Initially profitable, the timber trade started to decline after the first few years, and with it McCormack’s wealth. Nevertheless, he persisted, and as supplies dwindled in Port Loko, which they did by 1830, he and other timber traders began to shift their ground. McCormack built a new factory at Gbinti at the mouth of the Melacourie River, in what is now the Republic of Guinea, where he hoped to tap the forest area, and even proposed a canal to the Scarcies. But the prospects were not sufficiently good, and by the 1830s he was ruined.

His creditors, however, allowed him to keep the beautiful house he had built in Freetown, and his knowledge of the interior regions ensured that he continue to play an important part in the affairs of the Colony. The governor, Sir John Jeremie (term of office 1840-41) quickly appointed him as stipendiary police magistrate. He then became an unofficial government agent, negotiating on behalf of the official agent at Port Loko particularly in matters involving trade disputes.

His influence was also enhanced by being patron and teacher to Thomas George Lawson, son of a chief of Little Popo on the Bight of Benin.
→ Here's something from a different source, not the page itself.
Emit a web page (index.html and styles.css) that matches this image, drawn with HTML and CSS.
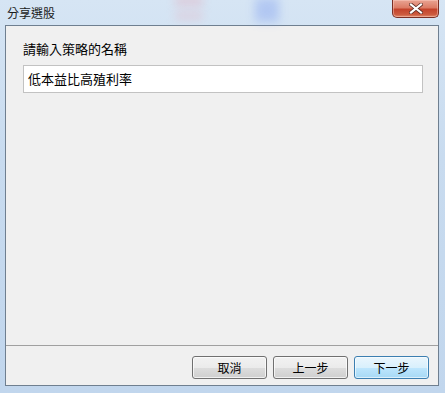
FILE: index.html
```html
<!DOCTYPE html>
<html lang="zh-Hant">
<head>
<meta charset="utf-8">
<title>分享選股</title>
<link rel="stylesheet" href="styles.css">
</head>
<body>
<div class="window">
  <div class="blur blur-pink"></div>
  <div class="blur blur-pink2"></div>
  <div class="blur blur-blue"></div>
  <div class="titlebar">
    <span class="title">分享選股</span>
    <button class="close" aria-label="關閉">
      <svg width="14" height="11" viewBox="0 0 14 11">
        <path d="M2 1.5 L12 9.5 M12 1.5 L2 9.5" stroke="#5a2a22" stroke-width="3.6" stroke-linecap="square"/>
        <path d="M2 1.5 L12 9.5 M12 1.5 L2 9.5" stroke="#ffffff" stroke-width="2.2" stroke-linecap="square"/>
      </svg>
    </button>
  </div>
  <div class="client">
    <div class="panel">
      <div class="label">請輸入策略的名稱</div>
      <div class="input">低本益比高殖利率</div>
    </div>
    <div class="footer">
      <button class="btn">取消</button>
      <button class="btn">上一步</button>
      <button class="btn btn-default">下一步</button>
    </div>
  </div>
</div>
</body>
</html>
```

FILE: styles.css
```css
* { box-sizing: border-box; }

html, body {
  margin: 0;
  padding: 0;
}

body {
  width: 445px;
  height: 393px;
  overflow: hidden;
  font-family: "Noto Sans CJK TC", "Noto Sans", "Liberation Sans", sans-serif;
  color: #000;
}

.window {
  position: relative;
  width: 445px;
  height: 393px;
  padding: 0 6px 7px 5px;
  display: flex;
  flex-direction: column;
  background: linear-gradient(to bottom, #d6e5f4 0%, #c8dbef 40%, #c1d6ed 100%);
  overflow: hidden;
}

.blur {
  position: absolute;
  filter: blur(5px);
  opacity: 0.4;
}
.blur-pink { left: 175px; top: -4px; width: 28px; height: 10px; background: #e7a6b6; }
.blur-pink2 { left: 175px; top: 12px; width: 28px; height: 8px; background: #e6b2c0; }
.blur-blue { left: 255px; top: -2px; width: 24px; height: 24px; background: #7f9ef0; }

.titlebar {
  position: relative;
  height: 25px;
  display: flex;
  justify-content: space-between;
  align-items: flex-start;
}

.title {
  margin-left: 2px;
  padding-top: 5px;
  font-size: 12px;
  line-height: 16px;
  color: #1b1b1b;
}

.close {
  width: 47px;
  height: 18px;
  margin: 0;
  padding: 0;
  border: 1px solid #7a2f24;
  border-top: none;
  border-radius: 0 0 5px 5px;
  background: linear-gradient(to bottom, #e9a493 0%, #dc7c66 45%, #c4432b 55%, #cc5a3e 85%, #e08a6a 100%);
  box-shadow: inset 0 0 0 1px rgba(255, 210, 200, 0.45);
  display: flex;
  align-items: center;
  justify-content: center;
}

.client {
  flex: 1;
  display: flex;
  flex-direction: column;
  background: #f0f0f0;
  border: 1px solid #6f7f90;
}

.panel {
  height: 320px;
  padding: 15px 15px 0 17px;
  border-bottom: 1px solid #a0a0a0;
}

.label {
  font-size: 13px;
  line-height: 16px;
}

.input {
  margin-top: 8px;
  width: 400px;
  height: 28px;
  padding: 0 4px;
  border: 1px solid #c2c2c2;
  background: #fff;
  font-size: 13px;
  line-height: 26px;
}

.footer {
  flex: 1;
  display: flex;
  justify-content: flex-end;
  align-items: flex-start;
  gap: 6px;
  padding: 10px 9px 0 0;
}

.btn {
  width: 75px;
  height: 23px;
  margin: 0;
  padding: 0;
  border: 1px solid #707070;
  border-radius: 3px;
  font-family: inherit;
  font-size: 12px;
  line-height: 20px;
  color: #000;
  background: linear-gradient(to bottom, #f2f2f2 0%, #ebebeb 50%, #dddddd 51%, #cfcfcf 100%);
  box-shadow: inset 0 0 0 1px rgba(255, 255, 255, 0.7);
}

.btn-default {
  border-color: #3c7fb1;
  background: linear-gradient(to bottom, #eaf6fd 0%, #d9f0fc 50%, #bee6fd 51%, #a7d9f5 100%);
  box-shadow: inset 0 0 0 1px rgba(255, 255, 255, 0.6);
}
```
Lawson had come to live in McCormack’s household and had accompanied him up country on several visits, where he too acquired the kind of knowledge which led to his appointment in the colonial administration in a key position in charge of interior affairs.

In his role as government agent (which had started while he was still a trader), McCormack was constantly involved in settling disputes in the area of Port Loko and further north, and signed various treaties with local rulers on behalf of the government. In 1825 he assisted Governor Sir Charles Turner (term of office 1825-26) in settling a disputed succession to the rulership of Port Loko, the first of several such missions over the next three decades. In 1831, he accompanied the colonial secretary on a mission to mediate in the Temne-Loko wars around Port Loko.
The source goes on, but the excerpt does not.